# Supplied data:
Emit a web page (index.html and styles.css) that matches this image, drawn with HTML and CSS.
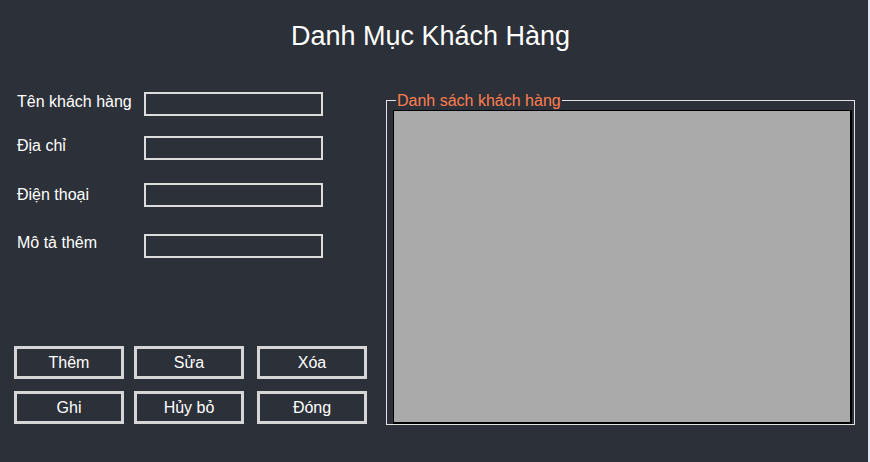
FILE: index.html
```html
<!DOCTYPE html>
<html lang="vi">
<head>
<meta charset="utf-8">
<title>Danh Mục Khách Hàng</title>
<link rel="stylesheet" href="styles.css">
</head>
<body>
<div class="window">
  <h1 class="title">Danh Mục Khách Hàng</h1>
  <div class="main">
    <div class="left">
      <div class="form">
        <div class="row row-1"><label class="label">Tên khách hàng</label><input class="input" type="text"></div>
        <div class="row row-2"><label class="label">Địa chỉ</label><input class="input" type="text"></div>
        <div class="row row-3"><label class="label">Điện thoại</label><input class="input" type="text"></div>
        <div class="row row-4"><label class="label">Mô tả thêm</label><input class="input" type="text"></div>
      </div>
      <div class="buttons">
        <button class="btn">Thêm</button>
        <button class="btn">Sửa</button>
        <button class="btn">Xóa</button>
        <button class="btn">Ghi</button>
        <button class="btn">Hủy bỏ</button>
        <button class="btn">Đóng</button>
      </div>
    </div>
    <fieldset class="group">
      <legend class="group-title">Danh sách khách hàng</legend>
      <div class="list"></div>
    </fieldset>
  </div>
</div>
</body>
</html>
```

FILE: styles.css
```css
html, body {
  margin: 0;
  padding: 0;
}
body {
  background: #dae6f4;
  width: 870px;
  height: 462px;
  overflow: hidden;
}
.window {
  width: 868px;
  height: 462px;
  background: #2c3038;
  font-family: "Liberation Sans", Arial, sans-serif;
  color: #ffffff;
}
.title {
  margin: 0;
  padding: 21px 7px 0 0;
  font-size: 27px;
  line-height: 31px;
  font-weight: normal;
  text-align: center;
}
.main {
  display: flex;
  margin-top: 40px;
}
.left {
  width: 386px;
  box-sizing: border-box;
  padding-left: 14px;
}
.form {
  padding-left: 3px;
}
.row {
  display: flex;
  align-items: flex-start;
}
.row-2 { margin-top: 20px; }
.row-3 { margin-top: 23px; }
.row-4 { margin-top: 27px; }
.label {
  width: 127px;
  font-size: 16px;
  line-height: 18px;
  padding-top: 1px;
}
.row-3 .label { padding-top: 3px; }
.row-4 .label { padding-top: 0; }
.input {
  width: 179px;
  height: 24px;
  box-sizing: border-box;
  margin: 0;
  border: 2px solid #dcdcdc;
  background: transparent;
  color: #fff;
  padding: 0 3px;
  font: inherit;
  font-size: 15px;
}
.buttons {
  display: grid;
  grid-template-columns: 120px 123px 110px;
  grid-auto-rows: 33px;
  row-gap: 12px;
  margin-top: 88px;
}
.btn {
  width: 110px;
  margin: 0;
  padding: 0;
  box-sizing: border-box;
  border: 3px solid #d6d6d6;
  background: #2c3038;
  color: #ffffff;
  font-family: "Liberation Sans", Arial, sans-serif;
  font-size: 16px;
  line-height: 18px;
}
.group {
  margin: 0;
  width: 469px;
  box-sizing: border-box;
  border: 1px solid #e2e2e2;
  padding: 0 2px 0 6px;
}
.group-title {
  color: #ff7f50;
  font-size: 16px;
  line-height: 17px;
  padding: 0 1px;
  margin-left: 3px;
}
.list {
  width: 459px;
  height: 314px;
  box-sizing: border-box;
  background: #aaaaaa;
  border: 2px solid #000000;
  border-top-width: 1px;
  border-left-width: 1px;
  margin-top: 1px;
}
```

# Written task:
Images should not appear in the copy; retype the listing above exactly.

# The reply:
Emit a web page (index.html and styles.css) that matches this image, drawn with HTML and CSS.
FILE: index.html
```html
<!DOCTYPE html>
<html lang="vi">
<head>
<meta charset="utf-8">
<title>Danh Mục Khách Hàng</title>
<link rel="stylesheet" href="styles.css">
</head>
<body>
<div class="window">
  <h1 class="title">Danh Mục Khách Hàng</h1>
  <div class="main">
    <div class="left">
      <div class="form">
        <div class="row row-1"><label class="label">Tên khách hàng</label><input class="input" type="text"></div>
        <div class="row row-2"><label class="label">Địa chỉ</label><input class="input" type="text"></div>
        <div class="row row-3"><label class="label">Điện thoại</label><input class="input" type="text"></div>
        <div class="row row-4"><label class="label">Mô tả thêm</label><input class="input" type="text"></div>
      </div>
      <div class="buttons">
        <button class="btn">Thêm</button>
        <button class="btn">Sửa</button>
        <button class="btn">Xóa</button>
        <button class="btn">Ghi</button>
        <button class="btn">Hủy bỏ</button>
        <button class="btn">Đóng</button>
      </div>
    </div>
    <fieldset class="group">
      <legend class="group-title">Danh sách khách hàng</legend>
      <div class="list"></div>
    </fieldset>
  </div>
</div>
</body>
</html>
```

FILE: styles.css
```css
html, body {
  margin: 0;
  padding: 0;
}
body {
  background: #dae6f4;
  width: 870px;
  height: 462px;
  overflow: hidden;
}
.window {
  width: 868px;
  height: 462px;
  background: #2c3038;
  font-family: "Liberation Sans", Arial, sans-serif;
  color: #ffffff;
}
.title {
  margin: 0;
  padding: 21px 7px 0 0;
  font-size: 27px;
  line-height: 31px;
  font-weight: normal;
  text-align: center;
}
.main {
  display: flex;
  margin-top: 40px;
}
.left {
  width: 386px;
  box-sizing: border-box;
  padding-left: 14px;
}
.form {
  padding-left: 3px;
}
.row {
  display: flex;
  align-items: flex-start;
}
.row-2 { margin-top: 20px; }
.row-3 { margin-top: 23px; }
.row-4 { margin-top: 27px; }
.label {
  width: 127px;
  font-size: 16px;
  line-height: 18px;
  padding-top: 1px;
}
.row-3 .label { padding-top: 3px; }
.row-4 .label { padding-top: 0; }
.input {
  width: 179px;
  height: 24px;
  box-sizing: border-box;
  margin: 0;
  border: 2px solid #dcdcdc;
  background: transparent;
  color: #fff;
  padding: 0 3px;
  font: inherit;
  font-size: 15px;
}
.buttons {
  display: grid;
  grid-template-columns: 120px 123px 110px;
  grid-auto-rows: 33px;
  row-gap: 12px;
  margin-top: 88px;
}
.btn {
  width: 110px;
  margin: 0;
  padding: 0;
  box-sizing: border-box;
  border: 3px solid #d6d6d6;
  background: #2c3038;
  color: #ffffff;
  font-family: "Liberation Sans", Arial, sans-serif;
  font-size: 16px;
  line-height: 18px;
}
.group {
  margin: 0;
  width: 469px;
  box-sizing: border-box;
  border: 1px solid #e2e2e2;
  padding: 0 2px 0 6px;
}
.group-title {
  color: #ff7f50;
  font-size: 16px;
  line-height: 17px;
  padding: 0 1px;
  margin-left: 3px;
}
.list {
  width: 459px;
  height: 314px;
  box-sizing: border-box;
  background: #aaaaaa;
  border: 2px solid #000000;
  border-top-width: 1px;
  border-left-width: 1px;
  margin-top: 1px;
}
```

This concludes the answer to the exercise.